Most NaNoers become fixated on the 1,667 words per day target. And why not? That pace will get you across the line just in time and with 10 words to spare. But the 1,667 word pace is a dangerous trap.

Why? Well if you’re like me you grew up in a school system that used word counts as a way to tell us how long our essays and stories needed to be. And over 16 years of school and college I got quite good at setting the pace of my writing to match the prescribed word count. If a teacher assigned an eight-page essay I’d generally start losing steam the closer to page eight I got. By the end of page eight I was out of fresh material and my subconscious would focus on nothing but wrapping things up. As I’ve moved into creative writing, the word limits given by many, if not most, of the creative writing magazines and contests out there have just reinforced this habit.

The first year I tried NaNo, I held myself to the 1,667 word standard. Most days my brain shut down right around 1,667 words. But those days when I didn’t meet goal, had me scrambling to catch up. So the next time I geared up for NaNo I set a goal of 2,500 words each day.

But wait, you ask, how will upping my goal to 75,000 words help me? You see, I don’t change my overall goal. Instead I set myself up for 2,500 in 20 out of 30 days. The other 10 days I allow myself any word count that I can manage—including ZERO.

Now If the first day I can only manage 1,500 words I don’t feel like I’m starting out in a hole. Instead, I’ve just used up on of my off days. But more importantly, I’ve put my creative subconscious to the task of hitting 2,500 words, and when I cross the 1,667 line I don’t even notice it because I know I still have a ways to go.

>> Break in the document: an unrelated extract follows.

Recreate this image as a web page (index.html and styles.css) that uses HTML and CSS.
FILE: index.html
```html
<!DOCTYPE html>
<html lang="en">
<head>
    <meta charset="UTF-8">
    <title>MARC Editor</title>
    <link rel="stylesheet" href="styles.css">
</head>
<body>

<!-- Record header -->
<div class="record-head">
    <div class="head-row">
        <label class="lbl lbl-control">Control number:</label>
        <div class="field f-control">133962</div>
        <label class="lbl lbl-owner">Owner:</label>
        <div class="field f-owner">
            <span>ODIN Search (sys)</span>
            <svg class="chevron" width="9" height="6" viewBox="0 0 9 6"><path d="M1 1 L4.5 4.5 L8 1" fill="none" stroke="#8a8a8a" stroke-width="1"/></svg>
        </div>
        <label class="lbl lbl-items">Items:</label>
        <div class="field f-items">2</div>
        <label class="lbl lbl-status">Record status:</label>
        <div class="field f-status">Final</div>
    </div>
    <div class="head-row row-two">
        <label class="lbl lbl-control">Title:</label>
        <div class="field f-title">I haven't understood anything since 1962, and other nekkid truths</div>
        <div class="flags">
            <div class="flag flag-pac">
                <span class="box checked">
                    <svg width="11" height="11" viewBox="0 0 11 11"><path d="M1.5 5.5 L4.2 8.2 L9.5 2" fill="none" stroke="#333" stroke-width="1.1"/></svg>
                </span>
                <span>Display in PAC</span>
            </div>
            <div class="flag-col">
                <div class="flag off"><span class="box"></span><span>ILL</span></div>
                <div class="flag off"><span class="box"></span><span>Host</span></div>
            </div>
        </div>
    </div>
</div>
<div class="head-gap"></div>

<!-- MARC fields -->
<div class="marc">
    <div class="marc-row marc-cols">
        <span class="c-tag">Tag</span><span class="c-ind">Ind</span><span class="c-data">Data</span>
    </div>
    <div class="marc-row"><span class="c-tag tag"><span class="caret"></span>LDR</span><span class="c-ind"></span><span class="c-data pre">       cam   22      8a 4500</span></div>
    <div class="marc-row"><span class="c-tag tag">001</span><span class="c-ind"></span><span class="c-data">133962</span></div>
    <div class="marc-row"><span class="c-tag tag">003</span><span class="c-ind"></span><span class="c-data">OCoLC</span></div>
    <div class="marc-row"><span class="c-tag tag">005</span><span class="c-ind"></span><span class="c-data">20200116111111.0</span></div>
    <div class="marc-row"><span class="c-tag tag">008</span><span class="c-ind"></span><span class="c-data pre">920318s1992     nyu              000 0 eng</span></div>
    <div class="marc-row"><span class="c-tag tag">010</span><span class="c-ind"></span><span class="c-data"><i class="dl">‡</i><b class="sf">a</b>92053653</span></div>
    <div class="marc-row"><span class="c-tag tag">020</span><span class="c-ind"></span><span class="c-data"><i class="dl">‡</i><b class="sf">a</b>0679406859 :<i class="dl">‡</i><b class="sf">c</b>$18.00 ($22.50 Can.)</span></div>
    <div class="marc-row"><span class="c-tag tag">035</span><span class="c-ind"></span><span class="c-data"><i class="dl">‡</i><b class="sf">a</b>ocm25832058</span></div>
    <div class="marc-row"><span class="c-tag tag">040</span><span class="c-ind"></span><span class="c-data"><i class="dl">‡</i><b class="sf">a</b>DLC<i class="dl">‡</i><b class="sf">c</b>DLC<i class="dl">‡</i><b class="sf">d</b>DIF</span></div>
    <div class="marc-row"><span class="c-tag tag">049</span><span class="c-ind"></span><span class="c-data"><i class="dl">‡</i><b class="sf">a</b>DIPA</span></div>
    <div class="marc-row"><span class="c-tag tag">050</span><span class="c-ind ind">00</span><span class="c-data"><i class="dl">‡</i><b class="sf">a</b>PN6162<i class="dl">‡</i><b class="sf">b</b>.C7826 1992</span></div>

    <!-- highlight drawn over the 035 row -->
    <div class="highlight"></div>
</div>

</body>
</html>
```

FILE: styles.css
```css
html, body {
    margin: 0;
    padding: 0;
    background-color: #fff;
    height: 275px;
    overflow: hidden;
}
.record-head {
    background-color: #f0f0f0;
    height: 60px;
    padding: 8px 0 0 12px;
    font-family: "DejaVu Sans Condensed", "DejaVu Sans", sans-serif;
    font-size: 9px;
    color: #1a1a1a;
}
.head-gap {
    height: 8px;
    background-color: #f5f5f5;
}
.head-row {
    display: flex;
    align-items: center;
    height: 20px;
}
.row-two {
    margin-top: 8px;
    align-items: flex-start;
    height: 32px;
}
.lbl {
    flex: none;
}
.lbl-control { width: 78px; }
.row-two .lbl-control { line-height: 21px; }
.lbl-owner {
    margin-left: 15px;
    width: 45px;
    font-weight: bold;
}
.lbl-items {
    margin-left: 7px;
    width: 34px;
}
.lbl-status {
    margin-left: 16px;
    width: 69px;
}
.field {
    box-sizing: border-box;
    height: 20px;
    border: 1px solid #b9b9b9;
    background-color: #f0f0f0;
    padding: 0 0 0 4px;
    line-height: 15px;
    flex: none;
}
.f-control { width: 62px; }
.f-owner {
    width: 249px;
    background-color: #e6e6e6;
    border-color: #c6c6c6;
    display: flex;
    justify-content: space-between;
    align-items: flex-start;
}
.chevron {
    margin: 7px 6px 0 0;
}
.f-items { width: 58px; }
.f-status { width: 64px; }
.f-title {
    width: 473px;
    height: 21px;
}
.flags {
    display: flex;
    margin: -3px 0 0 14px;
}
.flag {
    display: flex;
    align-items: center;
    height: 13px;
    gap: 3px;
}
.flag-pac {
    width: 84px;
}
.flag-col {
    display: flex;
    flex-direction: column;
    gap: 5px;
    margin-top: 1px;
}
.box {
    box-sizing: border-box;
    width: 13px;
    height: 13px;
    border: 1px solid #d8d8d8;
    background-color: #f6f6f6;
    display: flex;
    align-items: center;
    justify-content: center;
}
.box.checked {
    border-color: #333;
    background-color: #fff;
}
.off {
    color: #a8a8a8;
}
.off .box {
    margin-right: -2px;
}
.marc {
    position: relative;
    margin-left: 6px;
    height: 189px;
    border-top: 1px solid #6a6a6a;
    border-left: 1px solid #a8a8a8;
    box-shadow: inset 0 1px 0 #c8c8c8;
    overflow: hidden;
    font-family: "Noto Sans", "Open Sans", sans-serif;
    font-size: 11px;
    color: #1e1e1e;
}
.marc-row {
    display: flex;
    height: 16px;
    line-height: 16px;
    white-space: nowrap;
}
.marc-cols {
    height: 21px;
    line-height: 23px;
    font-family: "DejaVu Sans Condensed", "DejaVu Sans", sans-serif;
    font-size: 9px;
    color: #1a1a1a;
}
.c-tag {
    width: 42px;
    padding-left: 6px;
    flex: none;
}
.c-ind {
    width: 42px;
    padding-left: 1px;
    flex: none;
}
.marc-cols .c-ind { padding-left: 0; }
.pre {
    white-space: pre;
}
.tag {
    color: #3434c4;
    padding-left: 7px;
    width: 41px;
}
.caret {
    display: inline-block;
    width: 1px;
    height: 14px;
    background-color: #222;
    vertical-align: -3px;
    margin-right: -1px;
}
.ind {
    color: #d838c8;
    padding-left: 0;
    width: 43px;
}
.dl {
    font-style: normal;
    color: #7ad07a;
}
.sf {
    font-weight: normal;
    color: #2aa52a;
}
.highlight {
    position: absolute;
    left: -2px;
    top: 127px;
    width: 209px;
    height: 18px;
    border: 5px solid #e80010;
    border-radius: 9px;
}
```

This can mean everything to reaching your final goal, because you’re not setting yourself up with the bare minimum as your target. But it has other advantages as well. If your story steers you into a corner you’ll have the freedom to take part—or even all—of a day of to replan your story. You’ll also have time to spend a day or two with your family—especially important for those of us with Thanksgiving to think about. I know I don’t want to be stuck in my room writing while Turkey and Football are happening downstairs.

Is it all a way of tricking myself into overachieving? Of course it is. But it’s also a way of training myself to do better than I need to…kind of like running ten miles to train for a five mile race…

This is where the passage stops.